Nie war die Lage in der DFB-Elf so dramatisch wie jetzt

„Die Nationalmannschaft ist die wichtigste Mannschaft, die wir haben. Und die berufenen Spieler müssen in jedem Freundschaftsspiel so agieren, als wäre es ein Qualifikationsspiel“, hat Rudi Völler am 1. Februar im Gespräch mit dem „Kölner Stadt-Anzeiger“ gesagt. Wenn dieser Satz auch für den Bundestrainer gelten würde, müsste Hansi Flick sofort seine Sachen packen. Die scheinbar richtungslose Beliebigkeit, mit der der ehemalige Assistent von Joachim Löw bei der wichtigsten deutschen Mannschaft Personal, Aufstellungen, Grundordnungen und Taktik wechselte, erinnerte stark an die Strategie, die ein Zweijähriger beim Spiel mit Bauklötzen verfolgt.

Rudi Völler wäre der Mann, der dem Einhalt gebieten und den DFB-Präsidenten Neuendorf aus seiner Dauerüberforderung holen müsste. Es ist aber nicht zu erwarten, dass der einst beliebteste Nationalspieler Deutschlands das tun wird. Harte Entscheidungen aufgrund schlechter Ergebnisse waren noch nie sein Steckenpferd, Völler ist ein Bauchmensch, der an die Kraft des Wünschens und der Selbstheilung glaubt. Oft genug wurden Krisen bei der Nationalmannschaft und bei Bayer 04 Leverkusen so ausgesessen. Aber nie war die Lage so dramatisch wie jetzt.

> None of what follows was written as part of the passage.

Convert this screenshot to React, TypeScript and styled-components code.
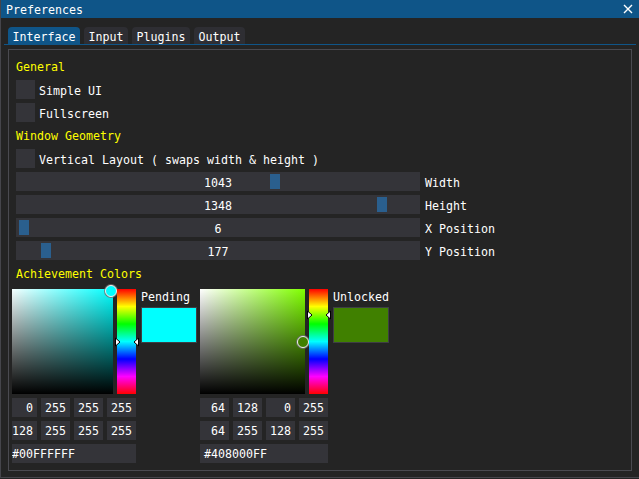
import React from 'react';
import styled, { createGlobalStyle } from 'styled-components';

const BLUE = '#0f5588';
const FRAME = '#343439';

const GlobalStyle = createGlobalStyle`
  html, body {
    margin: 0;
    padding: 0;
    background: #242424;
    overflow: hidden;
  }
  body {
    font-family: "DejaVu Sans Mono", "Liberation Mono", monospace;
    font-size: 11.63px;
    color: #ffffff;
  }
`;

const Window = styled.div`
  width: 640px;
  height: 478px;
  box-sizing: border-box;
  border: 1px solid #45454b;
  border-top: none;
  background: #242424;
  overflow: hidden;
  display: flex;
  flex-direction: column;
`;

const TitleBar = styled.div`
  height: 18px;
  flex: none;
  margin: 0 -1px;
  background: ${BLUE};
  display: flex;
  align-items: center;
  justify-content: space-between;
  padding: 0 7px 0 6px;
`;

const TitleText = styled.span`
  padding-top: 1px;
`;

const Body = styled.div`
  padding: 9px 7px 0;
  display: flex;
  flex-direction: column;
`;

const TabBar = styled.div`
  display: flex;
  gap: 4px;
  margin: 0 -4px;
  padding: 0 4px;
  height: 17px;
  border-bottom: 1px solid ${BLUE};
`;

const Tab = styled.div<{ $active?: boolean }>`
  padding: 0 4.5px;
  height: 17px;
  line-height: 20px;
  border-radius: 4px 4px 0 0;
  background: ${(p) => (p.$active ? BLUE : '#2e2e33')};
`;

const Child = styled.div`
  margin-top: 4px;
  height: 422px;
  box-sizing: border-box;
  border: 1px solid #4a4a50;
  padding: 7px;
  display: flex;
  flex-direction: column;
  gap: 4px;
`;

const Header = styled.div`
  height: 19px;
  line-height: 21px;
  color: #ffff00;
`;

const CheckRow = styled.div`
  display: flex;
  align-items: center;
  gap: 4px;
  height: 19px;
`;

const RowText = styled.span`
  padding-top: 2px;
`;

const CheckBox = styled.div`
  width: 19px;
  height: 19px;
  background: ${FRAME};
`;

const SliderRow = styled.div`
  display: flex;
  align-items: center;
  gap: 5px;
  height: 19px;
`;

const SliderTrack = styled.div`
  position: relative;
  width: 404px;
  height: 19px;
  background: ${FRAME};
  display: flex;
  align-items: center;
  justify-content: center;
`;

const Grab = styled.div`
  position: absolute;
  top: 2px;
  width: 10px;
  height: 15px;
  background: #2a5f8e;
`;

const SliderValue = styled.span`
  position: relative;
  padding-top: 2px;
`;

const PickerRow = styled.div`
  margin-top: 2px;
  margin-left: -4px;
  display: flex;
  gap: 3px;
  clip-path: inset(-20px -20px -20px 0);
`;

const Picker = styled.div<{ $shift?: number }>`
  display: flex;
  margin-left: ${(p) => p.$shift ?? 0}px;
`;

const PickerMain = styled.div`
  width: 128px;
  display: flex;
  flex-direction: column;
  gap: 4px;
`;

const PickerTop = styled.div`
  display: flex;
  gap: 4px;
  height: 105px;
`;

const SVSquare = styled.div<{ $hue: string }>`
  position: relative;
  width: 105px;
  height: 105px;
  background: linear-gradient(to bottom, rgba(0, 0, 0, 0), #000),
    linear-gradient(to right, #fff, ${(p) => p.$hue});
`;

const SVCursor = styled.div<{ $color: string }>`
  position: absolute;
  width: 12px;
  height: 12px;
  box-sizing: border-box;
  border-radius: 50%;
  border: 1.5px solid #f0f0f0;
  box-shadow: 0 0 0 1px rgba(110, 110, 110, 0.8);
  background: ${(p) => p.$color};
  transform: translate(-6px, -6px);
`;

const HueBar = styled.div`
  position: relative;
  width: 19px;
  height: 105px;
  background: linear-gradient(
    to bottom,
    #ff0000 0%,
    #ffff00 16.67%,
    #00ff00 33.33%,
    #00ffff 50%,
    #0000ff 66.67%,
    #ff00ff 83.33%,
    #ff0000 100%
  );
`;

const HueArrow = styled.svg<{ $side: 'left' | 'right' }>`
  position: absolute;
  width: 6px;
  height: 9px;
  transform: translateY(-4.5px);
  ${(p) => (p.$side === 'left' ? 'left: -2.5px;' : 'right: -2.5px;')}
`;

const FieldGrid = styled.div`
  display: grid;
  grid-template-columns: repeat(4, 29px);
  gap: 4px;
`;

const Field = styled.div`
  height: 19px;
  line-height: 21px;
  background: ${FRAME};
  text-align: center;
  white-space: pre;
`;

const HexField = styled.div`
  height: 19px;
  line-height: 21px;
  background: ${FRAME};
  padding-left: 4px;
`;

const LabelCol = styled.div`
  margin-left: 5px;
  padding-top: 1px;
  display: flex;
  flex-direction: column;
  gap: 4px;
`;

const PickerLabel = styled.div`
  height: 13px;
  line-height: 14px;
`;

const Swatch = styled.div<{ $color: string }>`
  width: 56px;
  height: 36px;
  box-sizing: border-box;
  border: 1px solid #3e3e44;
  background: ${(p) => p.$color};
`;

const CloseIcon = () => (
  <svg width="10" height="10" viewBox="0 0 10 10">
    <path d="M1 1 L9 9 M9 1 L1 9" stroke="#ffffff" strokeWidth="1.4" />
  </svg>
);

const Slider = ({ value, t, label }: { value: string; t: number; label: string }) => (
  <SliderRow>
    <SliderTrack>
      <Grab style={{ left: 2 + t * 390 }} />
      <SliderValue>{value}</SliderValue>
    </SliderTrack>
    <RowText>{label}</RowText>
  </SliderRow>
);

interface ColorPickerProps {
  hue: string;
  color: string;
  sv: [number, number];
  hueT: number;
  rgba: string[];
  hsva: string[];
  hex: string;
  label: string;
  shift?: number;
}

const ColorPicker = ({ hue, color, sv, hueT, rgba, hsva, hex, label, shift }: ColorPickerProps) => (
  <Picker $shift={shift}>
    <PickerMain>
      <PickerTop>
        <SVSquare $hue={hue}>
          <SVCursor $color={color} style={{ left: sv[0], top: sv[1] }} />
        </SVSquare>
        <HueBar>
          <HueArrow $side="left" viewBox="0 0 6 9" style={{ top: hueT * 105 }}>
            <polygon points="0.5,0.5 5,4.5 0.5,8.5" fill="#fff" stroke="#000" strokeWidth="1" />
          </HueArrow>
          <HueArrow $side="right" viewBox="0 0 6 9" style={{ top: hueT * 105 }}>
            <polygon points="5.5,0.5 1,4.5 5.5,8.5" fill="#fff" stroke="#000" strokeWidth="1" />
          </HueArrow>
        </HueBar>
      </PickerTop>
      <FieldGrid>
        {rgba.concat(hsva).map((v, i) => (
          <Field key={i}>{v}</Field>
        ))}
      </FieldGrid>
      <HexField>{hex}</HexField>
    </PickerMain>
    <LabelCol>
      <PickerLabel>{label}</PickerLabel>
      <Swatch $color={color} />
    </LabelCol>
  </Picker>
);

const App = () => (
  <>
    <GlobalStyle />
    <Window>
      <TitleBar>
        <TitleText>Preferences</TitleText>
        <CloseIcon />
      </TitleBar>
      <Body>
        <TabBar>
          <Tab $active>Interface</Tab>
          <Tab>Input</Tab>
          <Tab>Plugins</Tab>
          <Tab>Output</Tab>
        </TabBar>
        <Child>
          <Header>General</Header>
          <CheckRow>
            <CheckBox />
            <RowText>Simple UI</RowText>
          </CheckRow>
          <CheckRow>
            <CheckBox />
            <RowText>Fullscreen</RowText>
          </CheckRow>
          <Header>Window Geometry</Header>
          <CheckRow>
            <CheckBox />
            <RowText>Vertical Layout ( swaps width &amp; height )</RowText>
          </CheckRow>
          <Slider value="1043" t={0.646} label="Width" />
          <Slider value="1348" t={0.921} label="Height" />
          <Slider value="6" t={0.002} label="X Position" />
          <Slider value="177" t={0.059} label="Y Position" />
          <Header>Achievement Colors</Header>
          <PickerRow>
            <ColorPicker
              shift={-4}
              hue="#00ffff"
              color="#00ffff"
              sv={[103, 2]}
              hueT={0.5}
              rgba={['  0', '255', '255', '255']}
              hsva={['128', '255', '255', '255']}
              hex="#00FFFFFF"
              label="Pending"
            />
            <ColorPicker
              hue="#80ff00"
              color="#408000"
              sv={[103, 52.5]}
              hueT={0.25}
              rgba={[' 64', '128', '  0', '255']}
              hsva={[' 64', '255', '128', '255']}
              hex="#408000FF"
              label="Unlocked"
            />
          </PickerRow>
        </Child>
      </Body>
    </Window>
  </>
);

export default App;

„Man muss sagen, dass wir es ein bisschen unterschätzt haben“, gab Völler am Dienstag zu und meinte die Qualität der Spieler. Der Satz kann auch für ihn und den Job des Wunderheilers im DFB gelten. „Wir müssen wieder eine Begeisterung wecken, im Umfeld, bei den Fußball-Anhängern. Da bin ich mir mit Hansi Flick einig. Am Ende geht das im Fußball zuerst mit Leistung. Und das müssen wir mit allem Elan, aller Wucht und Leidenschaft angehen, mit Fleiß und Ausdauer, um die Leute mitzureißen“, hat der DFB-Direktor nach seiner Ernennung im Februar gesagt. Dass er sich Ende Juni in einem Albtraum wiederfinden würde, in dem nichts davon funktioniert, ahnte er damals nicht.

Im Laufe seiner Karriere hat es Rudi Völler, wenn es brenzlig wurde, immer geholfen, einfach Rudi Völler zu sein. Der Mensch, der den Fußball, die Fans, die Tradition, sein Heimatland und den italienischen Espresso liebt. Diesmal wird das nicht genügen.